TO BE DONE: Report how many lines contain "React". The answer is a single number.

DATA SECTION:
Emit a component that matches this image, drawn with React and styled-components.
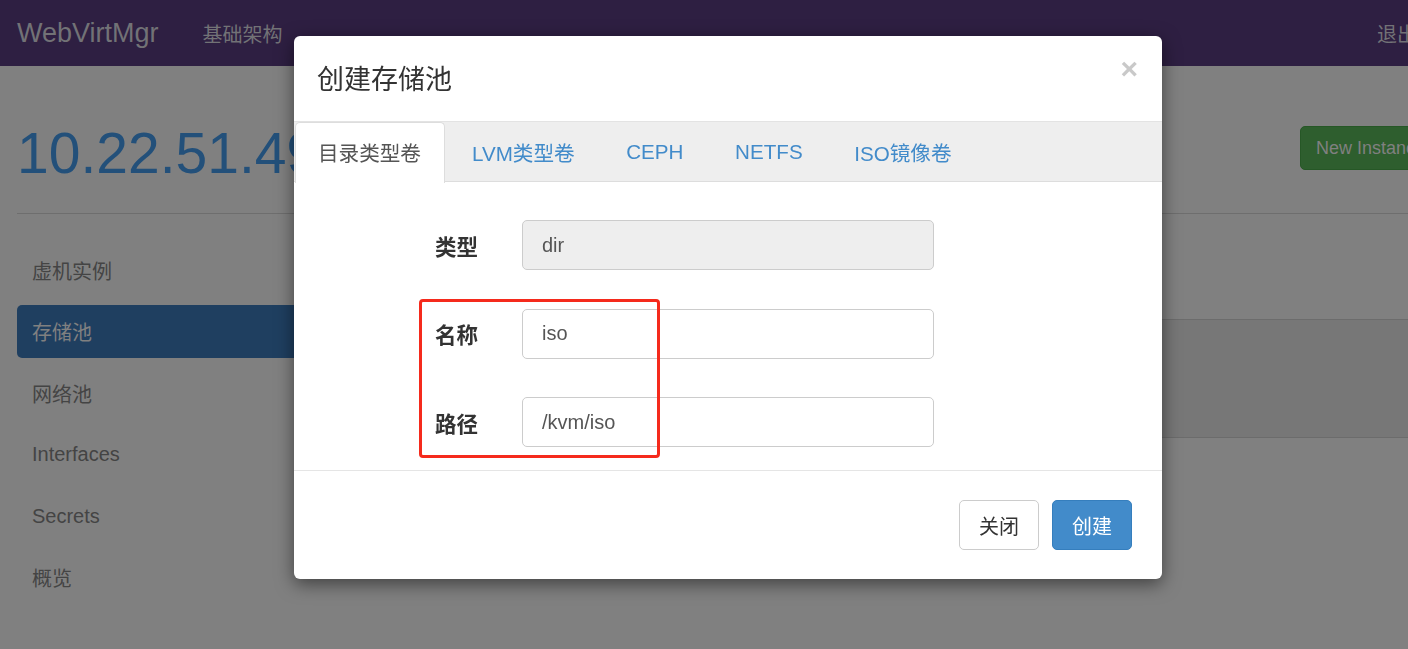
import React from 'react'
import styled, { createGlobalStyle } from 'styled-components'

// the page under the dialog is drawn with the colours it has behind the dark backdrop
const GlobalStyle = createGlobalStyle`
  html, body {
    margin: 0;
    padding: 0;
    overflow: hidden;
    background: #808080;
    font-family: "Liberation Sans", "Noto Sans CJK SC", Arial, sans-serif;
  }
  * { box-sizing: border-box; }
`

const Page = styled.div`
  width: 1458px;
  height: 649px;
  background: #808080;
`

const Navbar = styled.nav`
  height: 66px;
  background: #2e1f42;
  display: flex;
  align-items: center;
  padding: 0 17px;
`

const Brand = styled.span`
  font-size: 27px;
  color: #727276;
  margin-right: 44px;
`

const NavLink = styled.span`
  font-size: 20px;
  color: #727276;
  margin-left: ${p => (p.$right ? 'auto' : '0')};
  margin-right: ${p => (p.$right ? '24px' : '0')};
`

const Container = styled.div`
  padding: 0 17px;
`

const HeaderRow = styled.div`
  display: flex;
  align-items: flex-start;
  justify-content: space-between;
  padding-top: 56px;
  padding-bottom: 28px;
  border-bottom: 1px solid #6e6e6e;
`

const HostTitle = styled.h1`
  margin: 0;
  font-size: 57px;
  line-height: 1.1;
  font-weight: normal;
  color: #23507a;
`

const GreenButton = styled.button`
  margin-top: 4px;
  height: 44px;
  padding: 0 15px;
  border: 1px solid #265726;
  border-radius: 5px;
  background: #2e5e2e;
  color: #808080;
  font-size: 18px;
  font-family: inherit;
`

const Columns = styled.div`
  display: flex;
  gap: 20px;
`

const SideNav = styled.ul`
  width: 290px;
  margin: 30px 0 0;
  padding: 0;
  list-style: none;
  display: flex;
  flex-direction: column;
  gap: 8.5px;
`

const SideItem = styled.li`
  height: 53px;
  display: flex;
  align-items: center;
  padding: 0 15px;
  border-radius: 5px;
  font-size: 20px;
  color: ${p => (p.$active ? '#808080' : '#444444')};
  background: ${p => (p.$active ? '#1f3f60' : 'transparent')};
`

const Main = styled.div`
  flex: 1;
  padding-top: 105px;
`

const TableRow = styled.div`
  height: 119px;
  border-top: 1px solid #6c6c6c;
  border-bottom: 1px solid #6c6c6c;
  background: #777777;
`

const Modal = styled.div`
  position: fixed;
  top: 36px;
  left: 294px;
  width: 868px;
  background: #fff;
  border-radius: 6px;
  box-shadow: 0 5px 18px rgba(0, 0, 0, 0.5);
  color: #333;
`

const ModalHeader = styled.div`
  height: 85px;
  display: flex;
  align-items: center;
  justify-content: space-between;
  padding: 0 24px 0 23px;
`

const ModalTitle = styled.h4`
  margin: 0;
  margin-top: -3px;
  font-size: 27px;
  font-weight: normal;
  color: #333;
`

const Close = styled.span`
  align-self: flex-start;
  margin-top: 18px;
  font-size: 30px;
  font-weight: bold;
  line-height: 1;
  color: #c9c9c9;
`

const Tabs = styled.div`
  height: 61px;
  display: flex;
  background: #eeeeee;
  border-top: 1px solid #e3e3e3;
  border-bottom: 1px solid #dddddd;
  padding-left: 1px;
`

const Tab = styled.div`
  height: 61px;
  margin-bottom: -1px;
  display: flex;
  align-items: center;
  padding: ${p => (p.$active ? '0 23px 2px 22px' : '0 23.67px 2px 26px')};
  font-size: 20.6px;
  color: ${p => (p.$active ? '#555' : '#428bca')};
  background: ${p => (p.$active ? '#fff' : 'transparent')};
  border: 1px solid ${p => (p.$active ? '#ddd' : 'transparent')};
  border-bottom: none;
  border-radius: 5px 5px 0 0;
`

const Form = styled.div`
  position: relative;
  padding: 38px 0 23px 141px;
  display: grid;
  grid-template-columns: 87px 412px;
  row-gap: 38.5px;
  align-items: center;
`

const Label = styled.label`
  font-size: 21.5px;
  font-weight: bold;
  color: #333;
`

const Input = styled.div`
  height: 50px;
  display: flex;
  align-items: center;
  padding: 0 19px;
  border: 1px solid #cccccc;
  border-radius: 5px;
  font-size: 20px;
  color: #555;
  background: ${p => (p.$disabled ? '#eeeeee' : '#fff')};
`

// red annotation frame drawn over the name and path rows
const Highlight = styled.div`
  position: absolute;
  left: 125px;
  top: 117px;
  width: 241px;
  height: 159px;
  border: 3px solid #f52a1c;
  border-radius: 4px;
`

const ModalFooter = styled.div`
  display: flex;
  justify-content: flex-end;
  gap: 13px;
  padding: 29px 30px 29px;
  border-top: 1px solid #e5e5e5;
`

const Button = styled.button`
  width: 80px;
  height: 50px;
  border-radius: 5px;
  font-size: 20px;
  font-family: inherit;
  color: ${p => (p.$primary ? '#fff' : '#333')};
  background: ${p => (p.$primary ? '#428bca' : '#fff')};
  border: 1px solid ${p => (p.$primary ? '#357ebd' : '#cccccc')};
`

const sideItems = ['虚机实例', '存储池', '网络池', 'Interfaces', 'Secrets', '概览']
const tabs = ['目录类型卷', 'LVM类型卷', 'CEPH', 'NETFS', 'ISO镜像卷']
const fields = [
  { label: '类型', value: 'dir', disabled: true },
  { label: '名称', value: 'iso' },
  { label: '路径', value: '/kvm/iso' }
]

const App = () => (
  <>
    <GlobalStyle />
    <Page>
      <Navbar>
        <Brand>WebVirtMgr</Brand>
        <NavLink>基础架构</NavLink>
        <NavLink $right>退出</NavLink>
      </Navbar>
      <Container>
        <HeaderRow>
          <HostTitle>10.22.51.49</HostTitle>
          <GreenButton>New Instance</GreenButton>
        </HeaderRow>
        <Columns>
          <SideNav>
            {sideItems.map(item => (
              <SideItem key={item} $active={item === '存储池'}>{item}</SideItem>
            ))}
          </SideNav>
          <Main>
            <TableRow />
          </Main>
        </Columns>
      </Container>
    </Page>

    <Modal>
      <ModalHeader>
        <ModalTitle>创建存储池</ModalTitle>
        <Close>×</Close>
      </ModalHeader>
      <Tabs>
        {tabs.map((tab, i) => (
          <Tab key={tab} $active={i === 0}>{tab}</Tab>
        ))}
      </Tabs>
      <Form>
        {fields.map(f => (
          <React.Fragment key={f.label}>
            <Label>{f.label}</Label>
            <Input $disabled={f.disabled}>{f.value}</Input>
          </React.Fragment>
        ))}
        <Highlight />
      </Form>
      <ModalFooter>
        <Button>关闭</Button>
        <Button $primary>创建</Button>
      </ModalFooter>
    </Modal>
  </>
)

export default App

FULL RESPONSE: 4